* **Task prompt**: Where a line contains the string "drawn", copy that line.
┏━━
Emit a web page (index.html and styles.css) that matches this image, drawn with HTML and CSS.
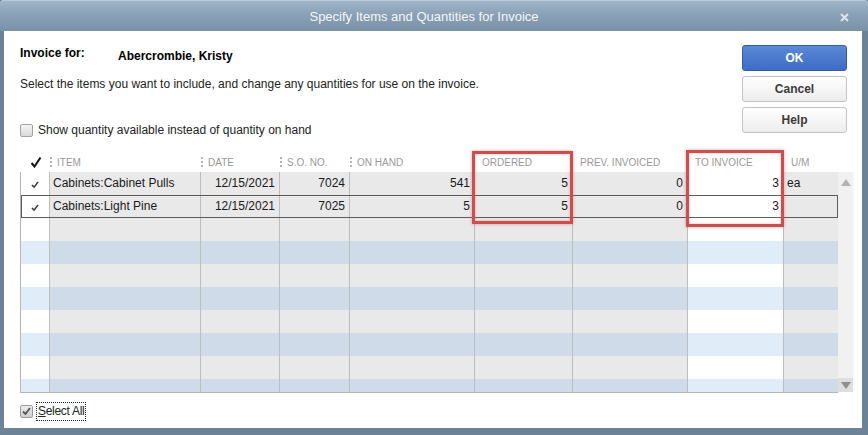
FILE: index.html
```html
<!DOCTYPE html>
<html>
<head>
  <meta charset="utf-8">
  <title>Specify Items and Quantities for Invoice</title>
  <link rel="stylesheet" href="styles.css">
</head>
<body>
  <div class="window">
    <div class="titlebar">
      <span class="title">Specify Items and Quantities for Invoice</span>
      <svg class="close" width="9" height="9" viewBox="0 0 9 9">
        <path d="M1 1 L8 8 M8 1 L1 8" stroke="#dfe4e8" stroke-width="2"/>
      </svg>
    </div>

    <div class="content">
      <!-- TOP: customer, hint, option + buttons -->
      <div class="top">
        <div class="info">
          <div class="invoice-for">
            <span class="label">Invoice for:</span>
            <span class="customer">Abercrombie, Kristy</span>
          </div>
          <p class="hint">Select the items you want to include, and change any quantities for use on the invoice.</p>
          <label class="check-row">
            <span class="box"></span>
            <span>Show quantity available instead of quantity on hand</span>
          </label>
        </div>
        <div class="buttons">
          <button class="btn btn-primary">OK</button>
          <button class="btn">Cancel</button>
          <button class="btn">Help</button>
        </div>
      </div>

      <!-- GRID -->
      <div class="grid-area">
        <div class="grid">
          <div class="grid-head">
            <div class="hcell hcheck">
              <svg width="12" height="12" viewBox="0 0 12 12">
                <path d="M1.5 7 L4.5 10.5 L10.5 1.5" stroke="#111" stroke-width="2" fill="none"/>
              </svg>
            </div>
            <div class="hcell sep">Item</div>
            <div class="hcell sep">Date</div>
            <div class="hcell sep">S.O. No.</div>
            <div class="hcell sep">On Hand</div>
            <div class="hcell">Ordered</div>
            <div class="hcell">Prev. Invoiced</div>
            <div class="hcell">To Invoice</div>
            <div class="hcell">U/M</div>
          </div>

          <div class="grid-body">
            <div class="row">
              <div class="cell ccheck"><svg width="8" height="7" viewBox="0 0 9 8"><path d="M1 4.5 L3.5 7 L8 1" stroke="#3a3a3a" stroke-width="1.8" fill="none"/></svg></div>
              <div class="cell">Cabinets:Cabinet Pulls</div>
              <div class="cell num">12/15/2021</div>
              <div class="cell num">7024</div>
              <div class="cell num">541</div>
              <div class="cell num">5</div>
              <div class="cell num">0</div>
              <div class="cell num cedit">3</div>
              <div class="cell">ea</div>
            </div>
            <div class="row selected">
              <div class="cell ccheck"><svg width="8" height="7" viewBox="0 0 9 8"><path d="M1 4.5 L3.5 7 L8 1" stroke="#3a3a3a" stroke-width="1.8" fill="none"/></svg></div>
              <div class="cell">Cabinets:Light Pine</div>
              <div class="cell num">12/15/2021</div>
              <div class="cell num">7025</div>
              <div class="cell num">5</div>
              <div class="cell num">5</div>
              <div class="cell num">0</div>
              <div class="cell num cedit">3</div>
              <div class="cell"></div>
            </div>
            <div class="row empty"><div class="cell ccheck"></div><div class="cell"></div><div class="cell"></div><div class="cell"></div><div class="cell"></div><div class="cell"></div><div class="cell"></div><div class="cell cedit"></div><div class="cell"></div></div>
            <div class="row empty alt"><div class="cell ccheck"></div><div class="cell"></div><div class="cell"></div><div class="cell"></div><div class="cell"></div><div class="cell"></div><div class="cell"></div><div class="cell cedit"></div><div class="cell"></div></div>
            <div class="row empty"><div class="cell ccheck"></div><div class="cell"></div><div class="cell"></div><div class="cell"></div><div class="cell"></div><div class="cell"></div><div class="cell"></div><div class="cell cedit"></div><div class="cell"></div></div>
            <div class="row empty alt"><div class="cell ccheck"></div><div class="cell"></div><div class="cell"></div><div class="cell"></div><div class="cell"></div><div class="cell"></div><div class="cell"></div><div class="cell cedit"></div><div class="cell"></div></div>
            <div class="row empty"><div class="cell ccheck"></div><div class="cell"></div><div class="cell"></div><div class="cell"></div><div class="cell"></div><div class="cell"></div><div class="cell"></div><div class="cell cedit"></div><div class="cell"></div></div>
            <div class="row empty alt"><div class="cell ccheck"></div><div class="cell"></div><div class="cell"></div><div class="cell"></div><div class="cell"></div><div class="cell"></div><div class="cell"></div><div class="cell cedit"></div><div class="cell"></div></div>
            <div class="row empty"><div class="cell ccheck"></div><div class="cell"></div><div class="cell"></div><div class="cell"></div><div class="cell"></div><div class="cell"></div><div class="cell"></div><div class="cell cedit"></div><div class="cell"></div></div>
            <div class="row empty alt"><div class="cell ccheck"></div><div class="cell"></div><div class="cell"></div><div class="cell"></div><div class="cell"></div><div class="cell"></div><div class="cell"></div><div class="cell cedit"></div><div class="cell"></div></div>
          </div>
        </div>

        <div class="scrollbar">
          <div class="sb-arrow sb-up"></div>
          <div class="sb-track"></div>
          <div class="sb-arrow sb-down"></div>
        </div>

        <!-- red callout boxes drawn over the grid -->
        <div class="highlight hl-ordered"></div>
        <div class="highlight hl-toinvoice"></div>
      </div>

      <!-- FOOTER -->
      <div class="footer">
        <label class="check-row">
          <span class="box checked">
            <svg width="9" height="8" viewBox="0 0 9 8"><path d="M1 4.5 L3.5 7 L8 1" stroke="#555" stroke-width="1.8" fill="none"/></svg>
          </span>
          <span class="focus"><u>S</u>elect All</span>
        </label>
      </div>
    </div>
  </div>
</body>
</html>
```

FILE: styles.css
```css
body {
  margin: 0;
  font-family: "Liberation Sans", Arial, sans-serif;
  font-size: 12px;
  color: #1c1c1c;
}
.window {
  width: 868px;
  height: 435px;
  background: #6c8296;
  display: flex;
  flex-direction: column;
  box-sizing: border-box;
}
.titlebar {
  height: 31px;
  flex: none;
  display: flex;
  align-items: center;
  justify-content: center;
  position: relative;
  padding-right: 20px;
  background: linear-gradient(#a2b7ca, #8aa1b6 45%, #7a92a8);
  border-radius: 4px 4px 0 0;
  box-shadow: inset 0 1px 0 #b9cad8;
}
.title {
  color: #f5f7f9;
  font-size: 13px;
  padding-top: 1px;
}
.close {
  position: absolute;
  right: 19px;
  top: 13px;
}
.content {
  flex: 1;
  background: #fff;
  margin: 0 6px 7px 4px;
  padding: 0 7px 0 16px;
  display: flex;
  flex-direction: column;
}

/* top section */
.top {
  display: flex;
  justify-content: space-between;
  padding-top: 14px;
}
.invoice-for {
  display: flex;
  height: 16px;
  align-items: center;
  font-weight: bold;
  color: #000;
}
.invoice-for .label {
  width: 98px;
  font-size: 12px;
}
.invoice-for .customer {
  padding-top: 5px;
  font-size: 12px;
}
.hint {
  margin: 15px 0 0;
  line-height: 16px;
  color: #222;
}
.check-row {
  display: flex;
  align-items: center;
  gap: 5px;
  height: 16px;
  color: #222;
}
.info .check-row {
  margin-top: 30px;
}
.box {
  width: 11px;
  height: 11px;
  border: 1px solid #a4a4a4;
  border-radius: 2px;
  background: linear-gradient(#f6f6f6, #d9d9d9);
  display: flex;
  align-items: center;
  justify-content: center;
}
.buttons {
  display: flex;
  flex-direction: column;
  gap: 5px;
  width: 105px;
  margin-right: 8px;
}
.btn {
  height: 26px;
  border: 1px solid #c3c3c3;
  border-radius: 3px;
  background: linear-gradient(#ffffff, #ececec);
  font-family: "Liberation Sans", Arial, sans-serif;
  font-size: 12px;
  font-weight: bold;
  color: #3b3b3b;
  padding: 0;
}
.btn-primary {
  border-color: #2f5ca6;
  background: linear-gradient(#5a89d8, #3d6cc4);
  color: #fff;
}

/* grid */
.grid-area {
  position: relative;
  display: flex;
  margin-top: 14px;
}
.grid {
  width: 818px;
}
.grid-head,
.row {
  display: grid;
  grid-template-columns: 29px 151px 79px 70px 125px 98px 115px 96px 55px;
}
.grid-head {
  height: 20px;
}
.hcell {
  font-size: 10px;
  text-transform: uppercase;
  color: #999;
  padding-left: 8px;
  display: flex;
  align-items: center;
  position: relative;
}
.hcell.sep::before {
  content: "";
  position: absolute;
  left: 1px;
  top: 5px;
  height: 10px;
  border-left: 2px dotted #b3b3b3;
}
.hcell.hcheck {
  padding-left: 10px;
}
.grid-body {
  height: 220px;
  overflow: hidden;
  border-left: 1px solid #b5b5b5;
  border-bottom: 1px solid #b5b5b5;
}
.row {
  height: 23px;
}
.cell {
  background: #e9e9e9;
  border-right: 1px solid #bdbdbd;
  line-height: 22px;
  padding: 0 3px;
  white-space: nowrap;
  overflow: hidden;
  color: #1a1a1a;
}
.cell:last-child {
  border-right: none;
}
.cell.num {
  text-align: right;
  padding-right: 4px;
}
.cell.ccheck {
  background: #fff;
  display: flex;
  align-items: center;
  justify-content: center;
  padding: 2px 0 0;
}
.cell.cedit {
  background: #fff;
}
.row.alt .cell {
  background: #cfdbe9;
}
.row.alt .cell.ccheck,
.row.alt .cell.cedit {
  background: #e1ecf9;
}
.row.selected {
  outline: 1px solid #5b5b5b;
  outline-offset: -1px;
}

/* scrollbar */
.scrollbar {
  width: 15px;
  margin-top: 20px;
  margin-bottom: 1px;
  display: flex;
  flex-direction: column;
  background: #f1f1f1;
  border-right: 2px solid #fafafa;
}
.sb-track {
  flex: 1;
}
.sb-arrow {
  height: 14px;
  display: flex;
  align-items: center;
  justify-content: center;
}
.sb-up::after {
  content: "";
  border: 5px solid transparent;
  border-bottom: 7px solid #b3b3b3;
  border-top: none;
  margin-top: 6px;
}
.sb-down {
  background: #dedede;
}
.sb-down::after {
  content: "";
  border: 5px solid transparent;
  border-top: 7px solid #8e8e8e;
  border-bottom: none;
}

/* red callouts */
.highlight {
  position: absolute;
  border: 3px solid #c9504e;
  box-shadow: 0 0 3px rgba(201, 80, 78, 0.55), inset 0 0 3px rgba(201, 80, 78, 0.45);
}
.hl-ordered {
  left: 452px;
  top: -1px;
  width: 95px;
  height: 67px;
}
.hl-toinvoice {
  left: 666px;
  top: -2px;
  width: 92px;
  height: 71px;
}

/* footer */
.footer {
  margin-top: 9px;
}
.footer .check-row {
  height: 18px;
  gap: 4px;
}
.box.checked {
  background: linear-gradient(#ececec, #cfcfcf);
  border-color: #9c9c9c;
}
.focus {
  outline: 1px dotted #222;
  padding: 1px 1px 2px;
  letter-spacing: -0.3px;
}
```
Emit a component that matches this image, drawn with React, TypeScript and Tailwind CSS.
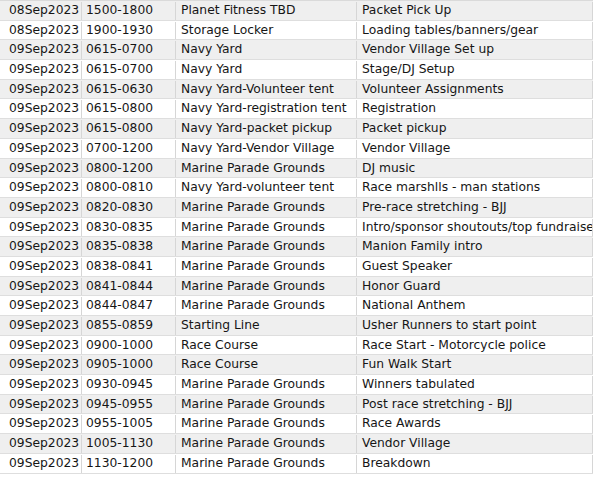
import React from "react";

const rows: [string, string, string, string][] = [
  ["08Sep2023", "1500-1800", "Planet Fitness TBD", "Packet Pick Up"],
  ["08Sep2023", "1900-1930", "Storage Locker", "Loading tables/banners/gear"],
  ["09Sep2023", "0615-0700", "Navy Yard", "Vendor Village Set up"],
  ["09Sep2023", "0615-0700", "Navy Yard", "Stage/DJ Setup"],
  ["09Sep2023", "0615-0630", "Navy Yard-Volunteer tent", "Volunteer Assignments"],
  ["09Sep2023", "0615-0800", "Navy Yard-registration tent", "Registration"],
  ["09Sep2023", "0615-0800", "Navy Yard-packet pickup", "Packet pickup"],
  ["09Sep2023", "0700-1200", "Navy Yard-Vendor Village", "Vendor Village"],
  ["09Sep2023", "0800-1200", "Marine Parade Grounds", "DJ music"],
  ["09Sep2023", "0800-0810", "Navy Yard-volunteer tent", "Race marshlls - man stations"],
  ["09Sep2023", "0820-0830", "Marine Parade Grounds", "Pre-race stretching - BJJ"],
  ["09Sep2023", "0830-0835", "Marine Parade Grounds", "Intro/sponsor shoutouts/top fundraisers"],
  ["09Sep2023", "0835-0838", "Marine Parade Grounds", "Manion Family intro"],
  ["09Sep2023", "0838-0841", "Marine Parade Grounds", "Guest Speaker"],
  ["09Sep2023", "0841-0844", "Marine Parade Grounds", "Honor Guard"],
  ["09Sep2023", "0844-0847", "Marine Parade Grounds", "National Anthem"],
  ["09Sep2023", "0855-0859", "Starting Line", "Usher Runners to start point"],
  ["09Sep2023", "0900-1000", "Race Course", "Race Start - Motorcycle police"],
  ["09Sep2023", "0905-1000", "Race Course", "Fun Walk Start"],
  ["09Sep2023", "0930-0945", "Marine Parade Grounds", "Winners tabulated"],
  ["09Sep2023", "0945-0955", "Marine Parade Grounds", "Post race stretching - BJJ"],
  ["09Sep2023", "0955-1005", "Marine Parade Grounds", "Race Awards"],
  ["09Sep2023", "1005-1130", "Marine Parade Grounds", "Vendor Village"],
  ["09Sep2023", "1130-1200", "Marine Parade Grounds", "Breakdown"],
];

export default function App() {
  return (
    <div className="h-[487px] w-[593px] overflow-hidden bg-white font-['DejaVu_Sans','Verdana',sans-serif] text-[12.3px] text-[#161616]">
      <div className="border-t border-[#dadada]">
        {rows.map((r, i) => (
          <div
            key={i}
            className={`grid h-[19.7px] grid-cols-[82px_94px_181px_236px] border-b border-[#dedede] pt-px leading-[17.7px] ${
              i % 2 === 0 ? "bg-[#efefef]" : "bg-white"
            }`}
          >
            <div className="overflow-hidden whitespace-nowrap border-r border-[#d6d6d6] pl-[9px]">{r[0]}</div>
            <div className="overflow-hidden whitespace-nowrap border-r border-[#d6d6d6] pl-[4px]">{r[1]}</div>
            <div className="overflow-hidden whitespace-nowrap border-r border-[#d6d6d6] pl-[5px]">{r[2]}</div>
            <div className="overflow-hidden whitespace-nowrap border-r border-[#d6d6d6] pl-[5px]">{r[3]}</div>
          </div>
        ))}
      </div>
    </div>
  );
}
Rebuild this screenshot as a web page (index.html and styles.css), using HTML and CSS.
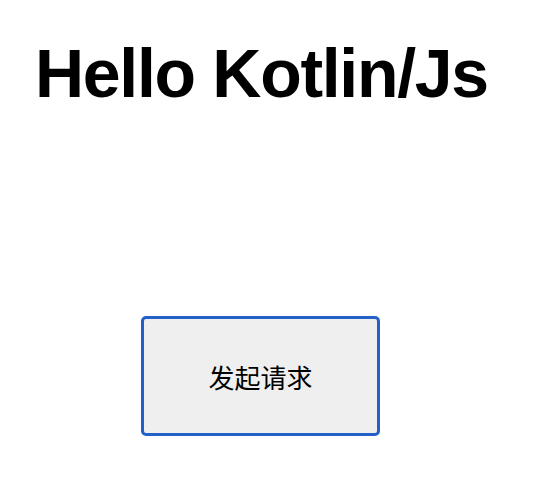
FILE: index.html
```html
<!DOCTYPE html>
<html>
<head>
<meta charset="utf-8">
<link rel="stylesheet" href="styles.css">
</head>
<body>
<main class="page">
  <h1 class="title">Hello Kotlin/Js</h1>
  <button class="req-btn">发起请求</button>
</main>
</body>
</html>
```
FILE: styles.css
```css
html, body {
  margin: 0;
  padding: 0;
  background: #ffffff;
}
.page {
  padding: 33px 0 0 35px;
  display: flex;
  flex-direction: column;
  align-items: flex-start;
}
.title {
  margin: 0;
  font-family: "Liberation Sans", Arial, sans-serif;
  font-weight: bold;
  font-size: 68px;
  line-height: 80px;
  letter-spacing: -1.3px;
  color: #000;
}
.req-btn {
  margin: 203px 0 0 106px;
  width: 239px;
  height: 120px;
  box-sizing: border-box;
  border: 3px solid #2361c9;
  border-radius: 5px;
  background: #efefef;
  font-family: "Noto Sans CJK SC", sans-serif;
  font-size: 26px;
  color: #000;
  padding: 0;
}
```
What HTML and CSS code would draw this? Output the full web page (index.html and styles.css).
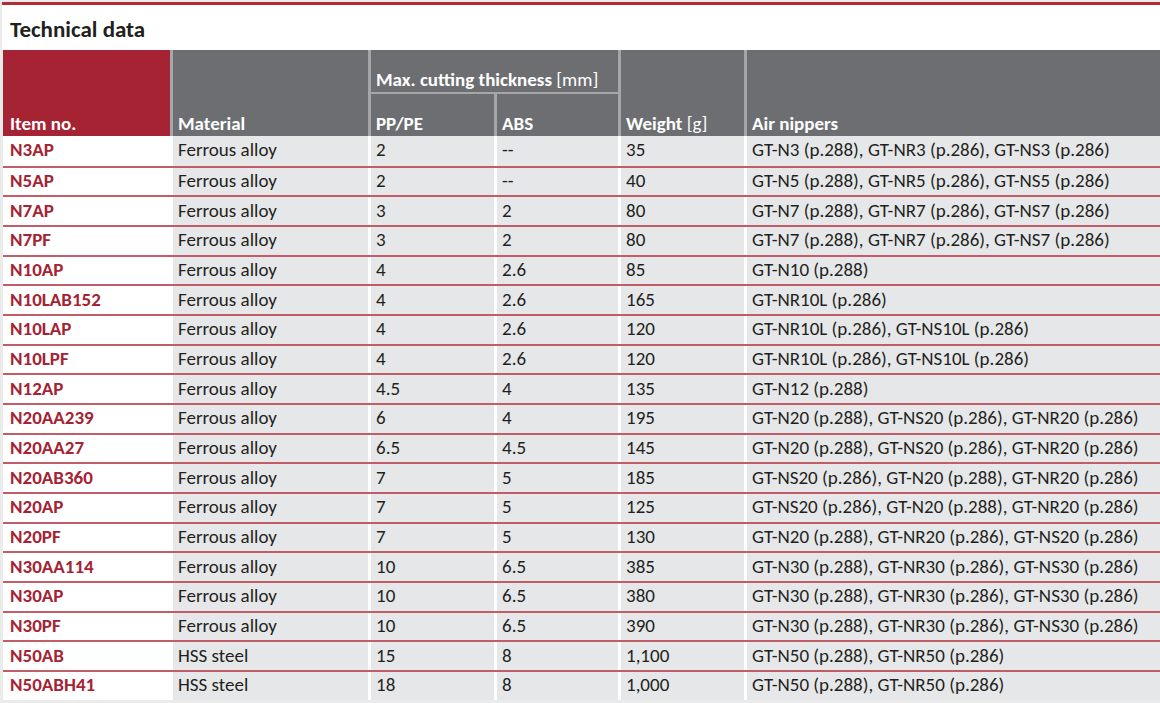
FILE: index.html
```html
<!DOCTYPE html>
<html lang="en">
<head>
<meta charset="utf-8">
<title>Technical data</title>
<link rel="stylesheet" href="styles.css">
</head>
<body>
<div class="page">
  <div class="titlebar"><h1 class="title">Technical data</h1></div>
  <div class="table">
    <div class="thead">
      <div class="th th-item">Item no.</div>
      <div class="th th-mat">Material</div>
      <div class="th th-max">Max. cutting thickness <span class="unit">[mm]</span></div>
      <div class="th th-pp">PP/PE</div>
      <div class="th th-abs">ABS</div>
      <div class="th th-w">Weight <span class="unit">[g]</span></div>
      <div class="th th-air">Air nippers</div>
    </div>
    <div class="row"><div class="c item">N3AP</div><div class="c">Ferrous alloy</div><div class="c">2</div><div class="c">--</div><div class="c">35</div><div class="c">GT-N3 (p.288), GT-NR3 (p.286), GT-NS3 (p.286)</div></div>
    <div class="row"><div class="c item">N5AP</div><div class="c">Ferrous alloy</div><div class="c">2</div><div class="c">--</div><div class="c">40</div><div class="c">GT-N5 (p.288), GT-NR5 (p.286), GT-NS5 (p.286)</div></div>
    <div class="row"><div class="c item">N7AP</div><div class="c">Ferrous alloy</div><div class="c">3</div><div class="c">2</div><div class="c">80</div><div class="c">GT-N7 (p.288), GT-NR7 (p.286), GT-NS7 (p.286)</div></div>
    <div class="row"><div class="c item">N7PF</div><div class="c">Ferrous alloy</div><div class="c">3</div><div class="c">2</div><div class="c">80</div><div class="c">GT-N7 (p.288), GT-NR7 (p.286), GT-NS7 (p.286)</div></div>
    <div class="row"><div class="c item">N10AP</div><div class="c">Ferrous alloy</div><div class="c">4</div><div class="c">2.6</div><div class="c">85</div><div class="c">GT-N10 (p.288)</div></div>
    <div class="row"><div class="c item">N10LAB152</div><div class="c">Ferrous alloy</div><div class="c">4</div><div class="c">2.6</div><div class="c">165</div><div class="c">GT-NR10L (p.286)</div></div>
    <div class="row"><div class="c item">N10LAP</div><div class="c">Ferrous alloy</div><div class="c">4</div><div class="c">2.6</div><div class="c">120</div><div class="c">GT-NR10L (p.286), GT-NS10L (p.286)</div></div>
    <div class="row"><div class="c item">N10LPF</div><div class="c">Ferrous alloy</div><div class="c">4</div><div class="c">2.6</div><div class="c">120</div><div class="c">GT-NR10L (p.286), GT-NS10L (p.286)</div></div>
    <div class="row"><div class="c item">N12AP</div><div class="c">Ferrous alloy</div><div class="c">4.5</div><div class="c">4</div><div class="c">135</div><div class="c">GT-N12 (p.288)</div></div>
    <div class="row"><div class="c item">N20AA239</div><div class="c">Ferrous alloy</div><div class="c">6</div><div class="c">4</div><div class="c">195</div><div class="c">GT-N20 (p.288), GT-NS20 (p.286), GT-NR20 (p.286)</div></div>
    <div class="row"><div class="c item">N20AA27</div><div class="c">Ferrous alloy</div><div class="c">6.5</div><div class="c">4.5</div><div class="c">145</div><div class="c">GT-N20 (p.288), GT-NS20 (p.286), GT-NR20 (p.286)</div></div>
    <div class="row"><div class="c item">N20AB360</div><div class="c">Ferrous alloy</div><div class="c">7</div><div class="c">5</div><div class="c">185</div><div class="c">GT-NS20 (p.286), GT-N20 (p.288), GT-NR20 (p.286)</div></div>
    <div class="row"><div class="c item">N20AP</div><div class="c">Ferrous alloy</div><div class="c">7</div><div class="c">5</div><div class="c">125</div><div class="c">GT-NS20 (p.286), GT-N20 (p.288), GT-NR20 (p.286)</div></div>
    <div class="row"><div class="c item">N20PF</div><div class="c">Ferrous alloy</div><div class="c">7</div><div class="c">5</div><div class="c">130</div><div class="c">GT-N20 (p.288), GT-NR20 (p.286), GT-NS20 (p.286)</div></div>
    <div class="row"><div class="c item">N30AA114</div><div class="c">Ferrous alloy</div><div class="c">10</div><div class="c">6.5</div><div class="c">385</div><div class="c">GT-N30 (p.288), GT-NR30 (p.286), GT-NS30 (p.286)</div></div>
    <div class="row"><div class="c item">N30AP</div><div class="c">Ferrous alloy</div><div class="c">10</div><div class="c">6.5</div><div class="c">380</div><div class="c">GT-N30 (p.288), GT-NR30 (p.286), GT-NS30 (p.286)</div></div>
    <div class="row"><div class="c item">N30PF</div><div class="c">Ferrous alloy</div><div class="c">10</div><div class="c">6.5</div><div class="c">390</div><div class="c">GT-N30 (p.288), GT-NR30 (p.286), GT-NS30 (p.286)</div></div>
    <div class="row"><div class="c item">N50AB</div><div class="c">HSS steel</div><div class="c">15</div><div class="c">8</div><div class="c">1,100</div><div class="c">GT-N50 (p.288), GT-NR50 (p.286)</div></div>
    <div class="row"><div class="c item">N50ABH41</div><div class="c">HSS steel</div><div class="c">18</div><div class="c">8</div><div class="c">1,000</div><div class="c">GT-N50 (p.288), GT-NR50 (p.286)</div></div>
  </div>
</div>
</body>
</html>
```

FILE: styles.css
```css
html, body {
  margin: 0;
  padding: 0;
}
body {
  background: #ebebeb;
  font-family: Carlito, Lato, "Open Sans", sans-serif;
  color: #231f20;
  width: 1160px;
  height: 703px;
  overflow: hidden;
}
.page {
  padding: 2px 0 0 2px;
}
.titlebar {
  border-top: 3px solid #b52a37;
  background: #fff;
  height: 48px;
  padding-left: 1px;
  box-sizing: border-box;
}
.title {
  margin: 0;
  padding: 12px 0 0 7px;
  font-size: 23px;
  font-weight: 700;
  line-height: 24px;
  color: #231f20;
}
.table {
  margin-left: 1px;
}
.thead {
  display: grid;
  grid-template-columns: 167px 195px 123px 121px 123px 1fr;
  grid-template-rows: 42px 42px;
  column-gap: 3px;
  row-gap: 2px;
  background: #a4a6a9;
  height: 86px;
}
.th {
  background: #6d6e71;
  color: #fff;
  font-weight: 700;
  font-size: 19px;
  display: flex;
  align-items: flex-end;
  padding: 0 5px 2px;
  line-height: 20px;
  white-space: nowrap;
}
.th-item { grid-column: 1; grid-row: 1 / 3; background: #a52332; padding-left: 7px; }
.th-mat { grid-column: 2; grid-row: 1 / 3; }
.th-max { grid-column: 3 / 5; grid-row: 1; white-space: pre; }
.th-pp { grid-column: 3; grid-row: 2; }
.th-abs { grid-column: 4; grid-row: 2; }
.th-w { grid-column: 5; grid-row: 1 / 3; white-space: pre; }
.th-air { grid-column: 6; grid-row: 1 / 3; }
.unit { font-weight: 400; }
.row {
  display: grid;
  grid-template-columns: 167px 195px 123px 121px 123px 1fr;
  column-gap: 3px;
  background: #fff;
  height: 29.68px;
  box-sizing: border-box;
  border-top: 2px solid #c25c66;
}
.thead + .row {
  border-top: 0;
}
.c {
  background: #e6e7e8;
  font-size: 19px;
  display: flex;
  align-items: center;
  padding: 0 5px 2px;
  white-space: nowrap;
}
.c.item {
  background: #fff;
  color: #a52332;
  font-weight: 700;
  padding-left: 7px;
}
```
┗━━
* **Result of the task**:
Emit a web page (index.html and styles.css) that matches this image, drawn with HTML and CSS.
        <!-- red callout boxes drawn over the grid -->
Emit a component that matches this image, drawn with React, TypeScript and Tailwind CSS.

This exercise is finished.